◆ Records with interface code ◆
____

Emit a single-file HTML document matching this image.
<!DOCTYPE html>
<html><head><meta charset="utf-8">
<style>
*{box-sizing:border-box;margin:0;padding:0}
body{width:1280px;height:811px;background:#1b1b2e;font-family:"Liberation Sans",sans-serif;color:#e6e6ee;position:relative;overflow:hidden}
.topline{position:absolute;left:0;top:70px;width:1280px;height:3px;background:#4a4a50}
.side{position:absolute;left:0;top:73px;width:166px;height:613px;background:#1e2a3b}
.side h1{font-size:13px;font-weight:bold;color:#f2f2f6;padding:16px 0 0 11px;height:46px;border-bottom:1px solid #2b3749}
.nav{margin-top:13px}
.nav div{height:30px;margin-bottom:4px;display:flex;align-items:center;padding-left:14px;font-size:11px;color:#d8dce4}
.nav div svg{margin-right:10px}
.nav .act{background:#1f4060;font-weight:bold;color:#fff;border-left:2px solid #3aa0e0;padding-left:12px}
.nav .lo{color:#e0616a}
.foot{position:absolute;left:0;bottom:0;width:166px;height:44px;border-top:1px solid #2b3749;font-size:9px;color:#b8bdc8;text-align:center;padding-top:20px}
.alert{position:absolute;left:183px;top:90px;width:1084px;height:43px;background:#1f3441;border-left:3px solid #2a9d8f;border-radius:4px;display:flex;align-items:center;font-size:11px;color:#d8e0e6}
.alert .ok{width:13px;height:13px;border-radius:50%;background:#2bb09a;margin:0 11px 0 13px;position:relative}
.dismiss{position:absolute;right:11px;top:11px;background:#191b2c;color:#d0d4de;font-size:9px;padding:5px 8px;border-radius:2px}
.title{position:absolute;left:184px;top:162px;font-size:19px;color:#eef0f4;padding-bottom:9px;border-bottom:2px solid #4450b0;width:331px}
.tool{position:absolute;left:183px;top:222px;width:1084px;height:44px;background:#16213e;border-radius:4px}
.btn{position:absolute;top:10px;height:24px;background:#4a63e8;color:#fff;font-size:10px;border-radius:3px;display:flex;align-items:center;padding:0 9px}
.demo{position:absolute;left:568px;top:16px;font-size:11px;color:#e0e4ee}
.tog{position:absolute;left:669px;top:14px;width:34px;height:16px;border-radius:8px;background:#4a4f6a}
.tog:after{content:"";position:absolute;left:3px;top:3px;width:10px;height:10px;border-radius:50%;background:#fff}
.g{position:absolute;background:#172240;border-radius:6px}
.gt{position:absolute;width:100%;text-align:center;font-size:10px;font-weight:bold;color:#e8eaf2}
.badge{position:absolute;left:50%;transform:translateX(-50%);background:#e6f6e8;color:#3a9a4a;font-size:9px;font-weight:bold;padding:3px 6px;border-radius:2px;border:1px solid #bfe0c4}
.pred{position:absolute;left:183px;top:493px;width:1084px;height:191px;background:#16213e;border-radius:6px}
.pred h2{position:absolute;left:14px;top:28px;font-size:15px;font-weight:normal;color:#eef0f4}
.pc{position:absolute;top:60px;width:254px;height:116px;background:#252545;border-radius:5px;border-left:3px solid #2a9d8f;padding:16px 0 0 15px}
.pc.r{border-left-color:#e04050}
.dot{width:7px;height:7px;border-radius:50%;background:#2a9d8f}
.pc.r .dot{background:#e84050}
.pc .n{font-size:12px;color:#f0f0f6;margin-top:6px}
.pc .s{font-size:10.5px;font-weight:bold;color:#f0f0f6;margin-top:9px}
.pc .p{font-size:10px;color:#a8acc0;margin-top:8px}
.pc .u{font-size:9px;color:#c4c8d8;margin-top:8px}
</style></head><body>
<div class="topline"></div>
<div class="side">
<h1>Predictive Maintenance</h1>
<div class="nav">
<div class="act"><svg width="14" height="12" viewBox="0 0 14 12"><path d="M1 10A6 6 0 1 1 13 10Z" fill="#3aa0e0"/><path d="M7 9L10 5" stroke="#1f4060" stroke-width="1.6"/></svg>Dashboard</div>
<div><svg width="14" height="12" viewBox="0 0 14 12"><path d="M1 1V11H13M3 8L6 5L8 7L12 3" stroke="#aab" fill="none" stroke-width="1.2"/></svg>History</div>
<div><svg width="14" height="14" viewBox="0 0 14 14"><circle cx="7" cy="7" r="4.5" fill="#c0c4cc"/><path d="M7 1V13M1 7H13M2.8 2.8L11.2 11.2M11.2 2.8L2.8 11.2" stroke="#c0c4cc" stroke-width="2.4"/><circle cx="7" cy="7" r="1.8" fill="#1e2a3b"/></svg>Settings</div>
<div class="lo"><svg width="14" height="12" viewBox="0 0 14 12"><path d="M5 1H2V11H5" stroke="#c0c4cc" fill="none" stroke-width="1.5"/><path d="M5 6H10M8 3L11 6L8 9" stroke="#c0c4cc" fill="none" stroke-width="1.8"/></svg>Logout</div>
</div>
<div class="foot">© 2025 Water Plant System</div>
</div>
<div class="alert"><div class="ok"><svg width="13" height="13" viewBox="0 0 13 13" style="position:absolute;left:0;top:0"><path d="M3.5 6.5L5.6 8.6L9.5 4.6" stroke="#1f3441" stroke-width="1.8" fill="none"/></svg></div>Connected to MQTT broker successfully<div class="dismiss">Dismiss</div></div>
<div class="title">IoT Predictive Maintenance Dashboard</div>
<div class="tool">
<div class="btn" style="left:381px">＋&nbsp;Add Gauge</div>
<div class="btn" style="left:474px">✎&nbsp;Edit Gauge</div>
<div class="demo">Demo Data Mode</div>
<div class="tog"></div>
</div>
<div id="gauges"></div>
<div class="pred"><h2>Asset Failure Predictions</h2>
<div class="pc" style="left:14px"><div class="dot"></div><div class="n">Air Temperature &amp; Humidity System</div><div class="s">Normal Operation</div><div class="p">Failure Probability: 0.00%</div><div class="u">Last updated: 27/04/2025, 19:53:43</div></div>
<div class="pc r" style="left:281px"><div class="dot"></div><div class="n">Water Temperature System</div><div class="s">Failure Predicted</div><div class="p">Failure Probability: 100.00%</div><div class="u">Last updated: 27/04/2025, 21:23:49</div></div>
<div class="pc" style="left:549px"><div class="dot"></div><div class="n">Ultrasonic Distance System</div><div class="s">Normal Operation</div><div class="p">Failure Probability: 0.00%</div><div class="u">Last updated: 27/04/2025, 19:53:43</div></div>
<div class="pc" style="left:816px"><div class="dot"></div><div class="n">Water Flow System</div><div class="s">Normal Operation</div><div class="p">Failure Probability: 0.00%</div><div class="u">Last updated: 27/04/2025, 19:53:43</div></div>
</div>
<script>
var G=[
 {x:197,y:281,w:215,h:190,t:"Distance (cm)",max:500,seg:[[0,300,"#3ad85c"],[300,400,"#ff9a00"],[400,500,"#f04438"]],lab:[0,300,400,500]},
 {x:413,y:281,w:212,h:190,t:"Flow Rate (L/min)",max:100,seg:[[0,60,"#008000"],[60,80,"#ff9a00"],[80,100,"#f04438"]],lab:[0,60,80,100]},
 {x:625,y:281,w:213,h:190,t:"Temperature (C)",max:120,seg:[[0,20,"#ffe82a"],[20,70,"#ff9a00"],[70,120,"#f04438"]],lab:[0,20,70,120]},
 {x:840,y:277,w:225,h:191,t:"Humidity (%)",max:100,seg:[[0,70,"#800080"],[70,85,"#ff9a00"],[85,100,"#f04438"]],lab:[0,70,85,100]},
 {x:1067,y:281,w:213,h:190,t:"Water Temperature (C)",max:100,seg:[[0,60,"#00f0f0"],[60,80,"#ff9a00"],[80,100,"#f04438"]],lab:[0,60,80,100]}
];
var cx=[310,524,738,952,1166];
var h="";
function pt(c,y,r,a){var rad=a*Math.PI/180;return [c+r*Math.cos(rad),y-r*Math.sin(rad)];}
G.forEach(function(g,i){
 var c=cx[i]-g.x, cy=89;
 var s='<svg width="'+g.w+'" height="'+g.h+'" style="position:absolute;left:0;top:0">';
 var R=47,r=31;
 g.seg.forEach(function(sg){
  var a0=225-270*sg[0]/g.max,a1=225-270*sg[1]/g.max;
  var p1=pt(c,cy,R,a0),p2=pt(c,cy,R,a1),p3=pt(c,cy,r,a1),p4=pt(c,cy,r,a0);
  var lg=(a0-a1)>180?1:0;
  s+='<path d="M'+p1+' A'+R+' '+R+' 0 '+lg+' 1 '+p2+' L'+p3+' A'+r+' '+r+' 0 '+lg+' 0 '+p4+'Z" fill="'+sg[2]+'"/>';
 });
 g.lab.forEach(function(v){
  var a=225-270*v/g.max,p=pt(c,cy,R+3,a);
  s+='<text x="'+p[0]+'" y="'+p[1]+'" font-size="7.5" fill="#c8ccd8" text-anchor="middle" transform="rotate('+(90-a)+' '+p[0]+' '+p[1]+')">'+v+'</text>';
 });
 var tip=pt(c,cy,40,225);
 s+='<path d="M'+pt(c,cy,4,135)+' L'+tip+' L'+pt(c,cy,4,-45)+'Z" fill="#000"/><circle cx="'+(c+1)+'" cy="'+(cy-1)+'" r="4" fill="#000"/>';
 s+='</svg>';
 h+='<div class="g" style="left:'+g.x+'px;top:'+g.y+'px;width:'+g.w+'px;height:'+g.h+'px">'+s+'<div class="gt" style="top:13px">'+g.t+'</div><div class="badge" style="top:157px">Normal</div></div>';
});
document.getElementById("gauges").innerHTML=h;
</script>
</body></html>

____

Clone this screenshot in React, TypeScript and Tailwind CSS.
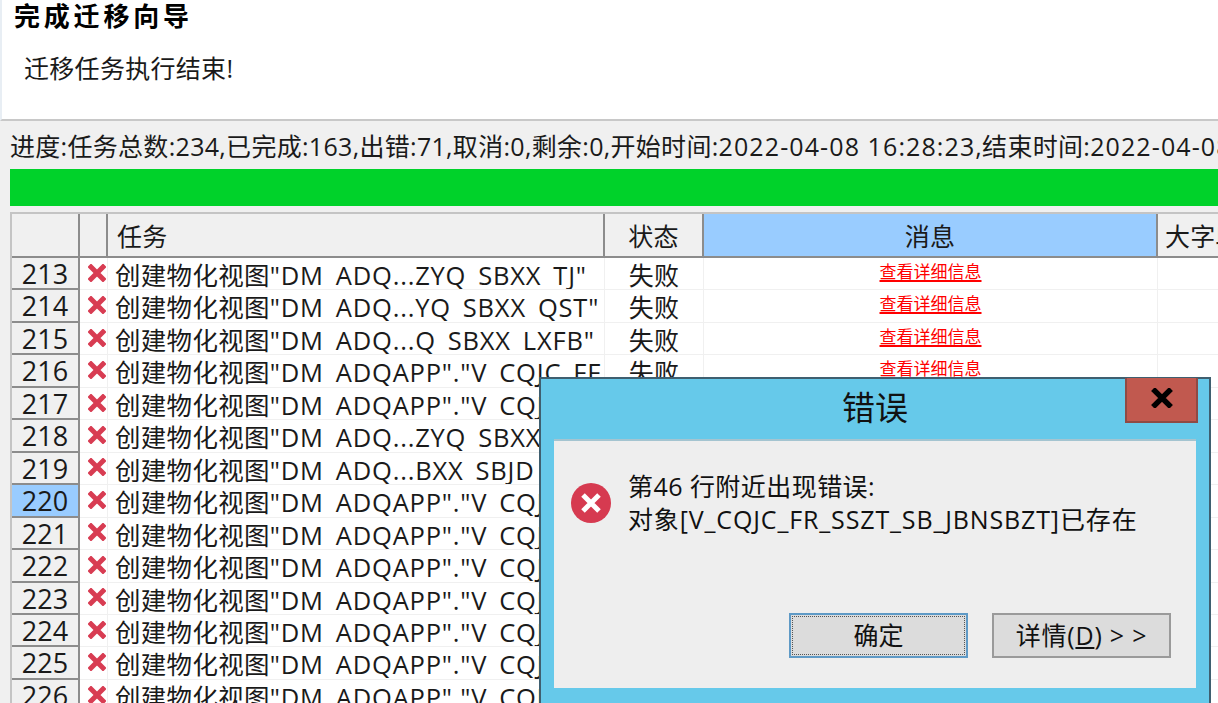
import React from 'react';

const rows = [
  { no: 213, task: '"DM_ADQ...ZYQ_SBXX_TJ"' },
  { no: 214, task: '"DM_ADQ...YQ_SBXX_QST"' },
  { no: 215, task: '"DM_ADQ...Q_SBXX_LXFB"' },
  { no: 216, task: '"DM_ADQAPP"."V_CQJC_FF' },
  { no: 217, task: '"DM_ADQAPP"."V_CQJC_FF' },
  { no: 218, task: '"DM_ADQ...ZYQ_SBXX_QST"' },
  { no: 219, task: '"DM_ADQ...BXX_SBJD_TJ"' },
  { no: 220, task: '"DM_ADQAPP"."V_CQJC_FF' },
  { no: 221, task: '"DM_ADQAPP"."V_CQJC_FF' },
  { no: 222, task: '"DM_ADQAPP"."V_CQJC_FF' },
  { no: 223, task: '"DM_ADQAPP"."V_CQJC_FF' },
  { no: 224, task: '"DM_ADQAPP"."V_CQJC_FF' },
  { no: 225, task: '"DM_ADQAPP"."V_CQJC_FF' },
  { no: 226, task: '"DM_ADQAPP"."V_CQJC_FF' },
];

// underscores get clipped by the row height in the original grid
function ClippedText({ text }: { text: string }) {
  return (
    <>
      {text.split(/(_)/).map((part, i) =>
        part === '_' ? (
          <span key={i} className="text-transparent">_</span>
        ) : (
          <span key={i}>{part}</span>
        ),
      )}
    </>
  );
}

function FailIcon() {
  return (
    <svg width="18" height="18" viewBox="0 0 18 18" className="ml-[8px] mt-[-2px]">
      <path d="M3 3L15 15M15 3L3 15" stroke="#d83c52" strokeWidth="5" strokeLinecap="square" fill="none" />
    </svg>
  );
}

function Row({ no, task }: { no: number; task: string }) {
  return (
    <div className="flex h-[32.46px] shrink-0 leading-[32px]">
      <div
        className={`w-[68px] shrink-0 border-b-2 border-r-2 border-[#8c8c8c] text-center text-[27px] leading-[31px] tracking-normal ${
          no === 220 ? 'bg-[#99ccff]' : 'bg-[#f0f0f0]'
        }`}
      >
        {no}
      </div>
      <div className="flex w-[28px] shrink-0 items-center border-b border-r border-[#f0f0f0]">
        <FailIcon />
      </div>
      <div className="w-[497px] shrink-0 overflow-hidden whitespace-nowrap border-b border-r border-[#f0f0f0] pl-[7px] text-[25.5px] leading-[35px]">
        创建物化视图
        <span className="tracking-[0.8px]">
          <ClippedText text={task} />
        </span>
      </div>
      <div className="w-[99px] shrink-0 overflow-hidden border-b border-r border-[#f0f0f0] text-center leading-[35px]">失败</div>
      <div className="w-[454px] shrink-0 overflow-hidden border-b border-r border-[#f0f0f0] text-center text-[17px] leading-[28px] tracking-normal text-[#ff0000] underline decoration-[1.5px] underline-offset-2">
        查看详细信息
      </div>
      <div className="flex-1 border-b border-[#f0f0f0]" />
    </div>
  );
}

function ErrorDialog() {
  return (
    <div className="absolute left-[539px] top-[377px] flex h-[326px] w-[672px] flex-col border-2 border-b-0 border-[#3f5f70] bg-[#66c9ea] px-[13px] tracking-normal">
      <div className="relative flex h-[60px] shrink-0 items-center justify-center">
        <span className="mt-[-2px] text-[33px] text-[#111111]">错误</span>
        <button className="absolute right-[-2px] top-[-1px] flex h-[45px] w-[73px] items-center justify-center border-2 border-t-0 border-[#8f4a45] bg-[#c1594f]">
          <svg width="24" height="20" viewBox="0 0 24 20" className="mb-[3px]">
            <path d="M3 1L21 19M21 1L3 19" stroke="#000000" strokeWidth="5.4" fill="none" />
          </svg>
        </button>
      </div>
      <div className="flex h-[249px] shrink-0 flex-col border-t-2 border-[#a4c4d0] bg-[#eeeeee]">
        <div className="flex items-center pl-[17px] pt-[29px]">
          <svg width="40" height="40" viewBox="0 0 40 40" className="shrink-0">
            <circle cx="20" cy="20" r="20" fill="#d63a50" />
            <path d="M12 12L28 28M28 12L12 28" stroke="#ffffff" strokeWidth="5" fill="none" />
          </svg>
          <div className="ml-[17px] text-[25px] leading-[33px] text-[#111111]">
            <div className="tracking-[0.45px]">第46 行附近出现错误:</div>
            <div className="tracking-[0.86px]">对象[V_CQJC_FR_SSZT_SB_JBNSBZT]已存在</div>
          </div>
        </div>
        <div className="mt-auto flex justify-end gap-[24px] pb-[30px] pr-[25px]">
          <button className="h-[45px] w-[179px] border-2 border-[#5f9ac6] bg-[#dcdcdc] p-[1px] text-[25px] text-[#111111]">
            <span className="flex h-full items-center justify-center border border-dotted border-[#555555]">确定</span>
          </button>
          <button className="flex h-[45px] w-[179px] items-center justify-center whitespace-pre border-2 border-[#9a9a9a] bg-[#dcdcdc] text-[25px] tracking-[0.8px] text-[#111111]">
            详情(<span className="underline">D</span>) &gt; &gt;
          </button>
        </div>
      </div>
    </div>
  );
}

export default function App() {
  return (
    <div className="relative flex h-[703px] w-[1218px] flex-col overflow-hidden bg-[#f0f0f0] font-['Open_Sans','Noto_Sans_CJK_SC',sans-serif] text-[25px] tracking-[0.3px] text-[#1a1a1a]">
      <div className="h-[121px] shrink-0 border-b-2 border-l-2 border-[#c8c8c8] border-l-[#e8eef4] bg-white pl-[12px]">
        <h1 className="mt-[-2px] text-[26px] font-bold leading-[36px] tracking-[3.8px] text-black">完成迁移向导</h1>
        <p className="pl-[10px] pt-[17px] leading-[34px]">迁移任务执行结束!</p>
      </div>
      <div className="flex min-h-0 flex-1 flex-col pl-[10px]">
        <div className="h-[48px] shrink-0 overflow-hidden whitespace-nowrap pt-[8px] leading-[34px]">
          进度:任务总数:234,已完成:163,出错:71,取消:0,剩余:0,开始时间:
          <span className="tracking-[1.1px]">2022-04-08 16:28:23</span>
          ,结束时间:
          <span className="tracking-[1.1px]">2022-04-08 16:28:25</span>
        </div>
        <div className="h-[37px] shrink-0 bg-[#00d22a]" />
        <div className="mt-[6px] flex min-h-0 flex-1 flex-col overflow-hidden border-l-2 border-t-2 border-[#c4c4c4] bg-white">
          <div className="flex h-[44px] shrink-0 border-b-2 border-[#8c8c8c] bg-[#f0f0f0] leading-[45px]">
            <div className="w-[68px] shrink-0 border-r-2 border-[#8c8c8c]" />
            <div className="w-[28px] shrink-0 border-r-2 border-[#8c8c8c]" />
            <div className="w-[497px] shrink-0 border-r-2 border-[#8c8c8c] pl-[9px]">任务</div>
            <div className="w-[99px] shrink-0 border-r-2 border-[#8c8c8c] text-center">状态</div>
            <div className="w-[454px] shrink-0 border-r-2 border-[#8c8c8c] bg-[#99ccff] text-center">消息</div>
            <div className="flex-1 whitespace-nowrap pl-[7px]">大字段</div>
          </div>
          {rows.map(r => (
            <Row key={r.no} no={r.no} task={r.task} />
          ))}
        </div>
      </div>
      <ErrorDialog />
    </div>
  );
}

____

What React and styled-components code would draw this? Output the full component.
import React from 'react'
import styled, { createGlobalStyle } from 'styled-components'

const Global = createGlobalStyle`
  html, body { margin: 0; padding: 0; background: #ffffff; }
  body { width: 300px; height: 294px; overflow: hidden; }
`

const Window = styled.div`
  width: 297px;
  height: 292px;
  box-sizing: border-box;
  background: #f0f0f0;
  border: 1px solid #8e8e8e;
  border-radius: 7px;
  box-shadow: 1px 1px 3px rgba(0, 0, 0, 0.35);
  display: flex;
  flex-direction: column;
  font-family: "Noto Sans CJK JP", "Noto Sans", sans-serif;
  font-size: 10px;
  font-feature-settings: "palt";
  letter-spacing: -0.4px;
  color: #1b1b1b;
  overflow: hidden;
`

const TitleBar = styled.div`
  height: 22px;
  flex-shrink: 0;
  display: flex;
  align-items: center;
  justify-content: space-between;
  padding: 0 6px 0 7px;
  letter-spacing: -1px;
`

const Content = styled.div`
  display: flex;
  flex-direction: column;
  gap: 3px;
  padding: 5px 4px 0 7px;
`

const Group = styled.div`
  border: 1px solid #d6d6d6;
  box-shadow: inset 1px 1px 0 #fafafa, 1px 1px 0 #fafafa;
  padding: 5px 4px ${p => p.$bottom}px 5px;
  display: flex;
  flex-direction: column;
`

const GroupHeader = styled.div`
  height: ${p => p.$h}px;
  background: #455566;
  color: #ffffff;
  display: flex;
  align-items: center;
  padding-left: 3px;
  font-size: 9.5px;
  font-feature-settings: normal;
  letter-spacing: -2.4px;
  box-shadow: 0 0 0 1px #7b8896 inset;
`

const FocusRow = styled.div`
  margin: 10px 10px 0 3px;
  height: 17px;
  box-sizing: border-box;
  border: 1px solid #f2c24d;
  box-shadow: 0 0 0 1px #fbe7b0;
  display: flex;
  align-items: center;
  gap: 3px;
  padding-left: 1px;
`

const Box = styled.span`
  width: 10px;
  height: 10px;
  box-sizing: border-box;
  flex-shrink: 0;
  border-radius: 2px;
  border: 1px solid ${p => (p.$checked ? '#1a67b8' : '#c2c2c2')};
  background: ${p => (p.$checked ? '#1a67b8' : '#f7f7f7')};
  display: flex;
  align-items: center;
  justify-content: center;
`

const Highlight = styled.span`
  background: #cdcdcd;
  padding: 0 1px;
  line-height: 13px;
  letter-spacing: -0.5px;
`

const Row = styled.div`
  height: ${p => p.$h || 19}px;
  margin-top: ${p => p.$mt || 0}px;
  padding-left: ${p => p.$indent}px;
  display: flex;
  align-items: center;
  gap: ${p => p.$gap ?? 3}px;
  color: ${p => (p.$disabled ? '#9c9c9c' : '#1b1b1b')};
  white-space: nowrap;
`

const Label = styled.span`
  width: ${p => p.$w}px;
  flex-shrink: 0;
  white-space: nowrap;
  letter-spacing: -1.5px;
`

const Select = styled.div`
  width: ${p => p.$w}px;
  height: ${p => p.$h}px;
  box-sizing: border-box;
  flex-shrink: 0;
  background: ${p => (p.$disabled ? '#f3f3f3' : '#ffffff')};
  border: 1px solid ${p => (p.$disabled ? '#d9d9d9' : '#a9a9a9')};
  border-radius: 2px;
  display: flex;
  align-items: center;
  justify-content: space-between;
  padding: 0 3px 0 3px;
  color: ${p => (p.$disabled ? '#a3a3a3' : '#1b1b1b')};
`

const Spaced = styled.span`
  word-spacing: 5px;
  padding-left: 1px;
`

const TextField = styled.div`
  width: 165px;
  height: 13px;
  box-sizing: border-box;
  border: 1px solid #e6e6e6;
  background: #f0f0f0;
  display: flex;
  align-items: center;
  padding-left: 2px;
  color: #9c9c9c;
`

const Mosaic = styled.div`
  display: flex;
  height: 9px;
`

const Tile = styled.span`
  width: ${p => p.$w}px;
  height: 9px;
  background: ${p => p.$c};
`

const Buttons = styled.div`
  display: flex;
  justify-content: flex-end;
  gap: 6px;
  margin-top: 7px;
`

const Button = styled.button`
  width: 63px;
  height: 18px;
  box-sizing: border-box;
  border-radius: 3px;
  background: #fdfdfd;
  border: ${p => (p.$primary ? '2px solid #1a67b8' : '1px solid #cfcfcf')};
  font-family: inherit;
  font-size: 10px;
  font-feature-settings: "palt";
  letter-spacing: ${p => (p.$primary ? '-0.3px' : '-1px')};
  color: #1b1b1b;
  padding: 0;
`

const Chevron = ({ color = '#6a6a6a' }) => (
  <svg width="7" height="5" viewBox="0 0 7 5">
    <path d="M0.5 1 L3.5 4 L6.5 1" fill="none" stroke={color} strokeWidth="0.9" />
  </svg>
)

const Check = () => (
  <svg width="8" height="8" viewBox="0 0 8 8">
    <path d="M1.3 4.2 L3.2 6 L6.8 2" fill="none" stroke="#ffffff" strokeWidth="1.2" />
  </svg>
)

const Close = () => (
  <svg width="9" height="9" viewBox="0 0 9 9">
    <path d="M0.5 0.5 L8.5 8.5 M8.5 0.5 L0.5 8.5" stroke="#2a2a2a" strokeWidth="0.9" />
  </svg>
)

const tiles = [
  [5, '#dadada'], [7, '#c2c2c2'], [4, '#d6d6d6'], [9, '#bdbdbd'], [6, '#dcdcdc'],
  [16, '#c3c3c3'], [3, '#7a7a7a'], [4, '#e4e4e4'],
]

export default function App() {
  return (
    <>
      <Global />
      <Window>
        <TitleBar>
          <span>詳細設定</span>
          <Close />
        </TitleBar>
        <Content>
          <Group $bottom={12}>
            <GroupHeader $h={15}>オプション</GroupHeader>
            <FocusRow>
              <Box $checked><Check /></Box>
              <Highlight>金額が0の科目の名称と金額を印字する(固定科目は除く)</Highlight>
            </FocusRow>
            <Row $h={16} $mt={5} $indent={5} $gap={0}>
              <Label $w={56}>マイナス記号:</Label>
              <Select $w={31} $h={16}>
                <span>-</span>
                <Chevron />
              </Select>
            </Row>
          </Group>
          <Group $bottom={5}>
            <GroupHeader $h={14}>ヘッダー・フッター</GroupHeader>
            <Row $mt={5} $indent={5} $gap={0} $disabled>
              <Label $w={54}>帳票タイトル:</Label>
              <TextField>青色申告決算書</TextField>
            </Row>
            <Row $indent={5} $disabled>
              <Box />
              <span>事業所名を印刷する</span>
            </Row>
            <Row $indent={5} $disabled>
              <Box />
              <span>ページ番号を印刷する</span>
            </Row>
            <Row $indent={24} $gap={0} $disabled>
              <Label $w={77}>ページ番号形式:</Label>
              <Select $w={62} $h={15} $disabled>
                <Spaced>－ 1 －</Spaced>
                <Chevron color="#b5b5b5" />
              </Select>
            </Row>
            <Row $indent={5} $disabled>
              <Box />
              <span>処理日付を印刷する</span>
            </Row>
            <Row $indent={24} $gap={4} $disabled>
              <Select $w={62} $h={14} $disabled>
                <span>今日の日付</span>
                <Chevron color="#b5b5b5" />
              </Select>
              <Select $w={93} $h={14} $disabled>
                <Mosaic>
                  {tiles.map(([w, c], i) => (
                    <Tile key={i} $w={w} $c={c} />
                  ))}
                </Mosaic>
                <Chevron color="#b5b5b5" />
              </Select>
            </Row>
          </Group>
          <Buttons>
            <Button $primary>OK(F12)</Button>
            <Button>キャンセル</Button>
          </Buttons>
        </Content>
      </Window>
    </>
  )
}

____

◆ EXERCISE ◆
Check each line of the records above for the string "components", and report every line that has it.

◆ SOLUTION FOR THIS TASK ◆
What React and styled-components code would draw this? Output the full component.
import styled, { createGlobalStyle } from 'styled-components'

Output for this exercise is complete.